I think the rolls are as popular as they are mainly due to their apparent lower cost.


----------



## TonyL (Nov 15, 2014)

Thank you for the feedback!


----------



## rherrell (Nov 15, 2014)

I love it, I use it on all my projects and I ESPECIALLY like the dust collection capabilities. I have the Mirka 5" orbital sander hooked up to a Festool dust collector and there is virtually NO dust generated. Like you said, it's expensive but I don't care, dust free sanding is PRICELESS!:biggrin::biggrin::biggrin:


----------



## Dan Masshardt (Nov 15, 2014)

They sell it in rolls also   

You are right that cost is the major drawback for some.   For me honestly even though I do use it some - especially for higher grits.  
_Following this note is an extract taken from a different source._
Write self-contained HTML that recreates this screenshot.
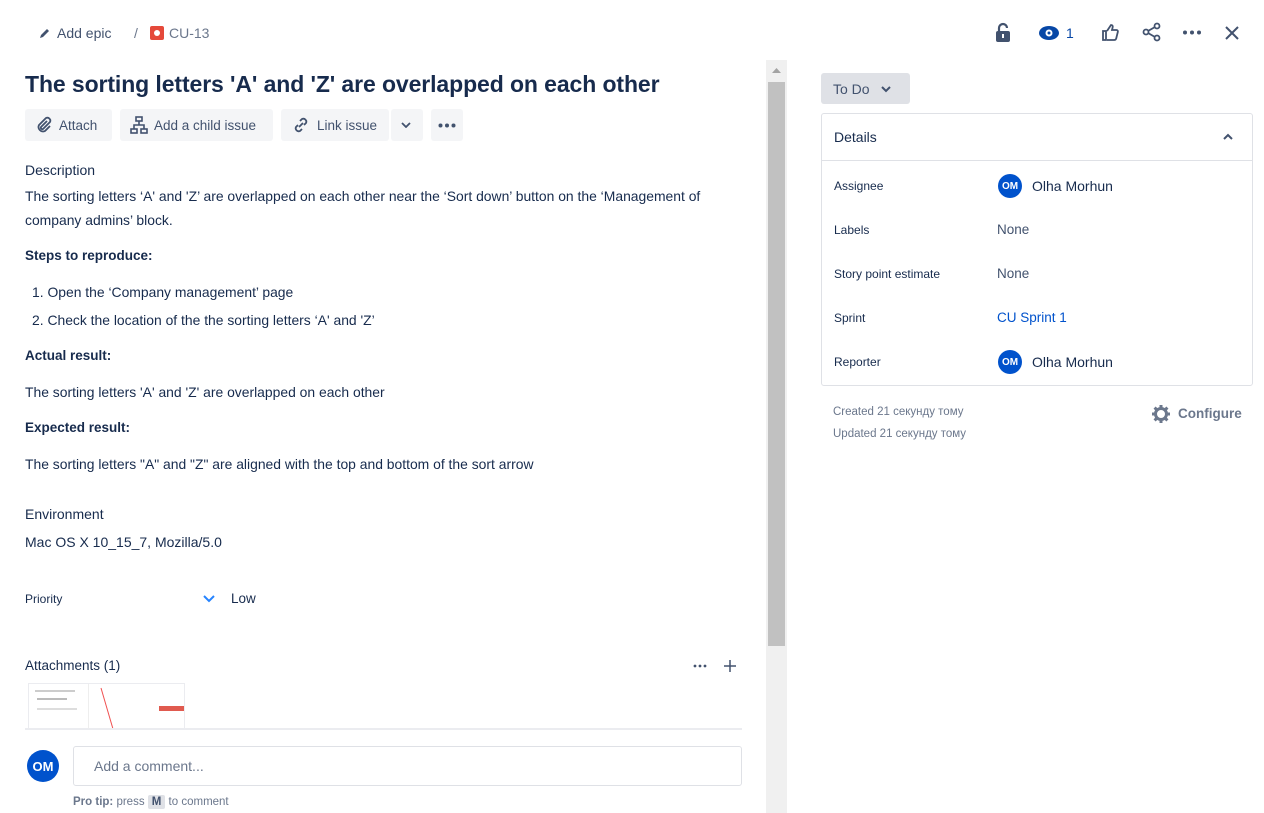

There is another time I don't like to use it - for wet sanding with oils or finish that will build up heavily.  

 Dust goes though easy which is nice.


----------



## pesto126 (Nov 15, 2014)

I use them and like then a lot ....  for the hobby turner - the cost isn't that bad since we don't go through them that quickly!


----------



## RKB (Nov 15, 2014)

I love Abranet.  Works very well in cutting CA finish smooth.  It is my first choice for sanding.  I use it to 600 then use EEE and then finish on the buffer, back to the lathe for a coat of HUT polish. This seems to be working for me.


----------



## wouldentu2? (Nov 15, 2014)

How is it compared to 400 or 600 wet-or-dry paper?


----------



## toddlajoie (Nov 15, 2014)

For me it's a combination of several issues. Cost is a minor issue, but I am NOTORIOUSLY cheap:wink:. I prefer to buy decent wet-dry paper and use it for everything, then I don't need to keep track of 2 different sets of material, or think too much about which is used for what when I go for the paper. I also prefer not to worry too much about being frugal and efficient with sandpaper, so I cut the sheets up to 4"x1" strips, which is just about how much I need for most wood pens, so I  don't have to keep track of half used pieces. On acrylics I use a good bit less (wet sanding reduces the clogging) and I just tear off the part of the strip that got used if there is enough left to be useful. If not I just toss the strip, as they cost a fraction of a penny each...


----------



## Dan Masshardt (Nov 15, 2014)

Knowing exactly when to throw out abranet is an issue for me.   And the expense if it makes me sometimes hold into it longer than I should.


----------



## TonyL (Nov 15, 2014)

Anybody know where to buy the rolls less expensively (beyond the Amazons and Ebays)?


----------



## Mr Vic (Nov 15, 2014)

Tony...start here: http://mirka-online.com/


----------



## Mr Vic (Nov 15, 2014)

Here's another:   Buy Woodturner's Sanding Pack featuring Abranet by Mirka at Woodcraft.com

Might have to make a trip to town my self...


----------



## Edgar (Nov 15, 2014)

I buy the 10 packs of 8" sheets at Woodcraft. I cut them into 1" strips, so I get 80 strips from a pack - about 25 cents per strip and I usually get 3-5 pens from each strip. So even though a pack seems expensive, it really isn't that bad.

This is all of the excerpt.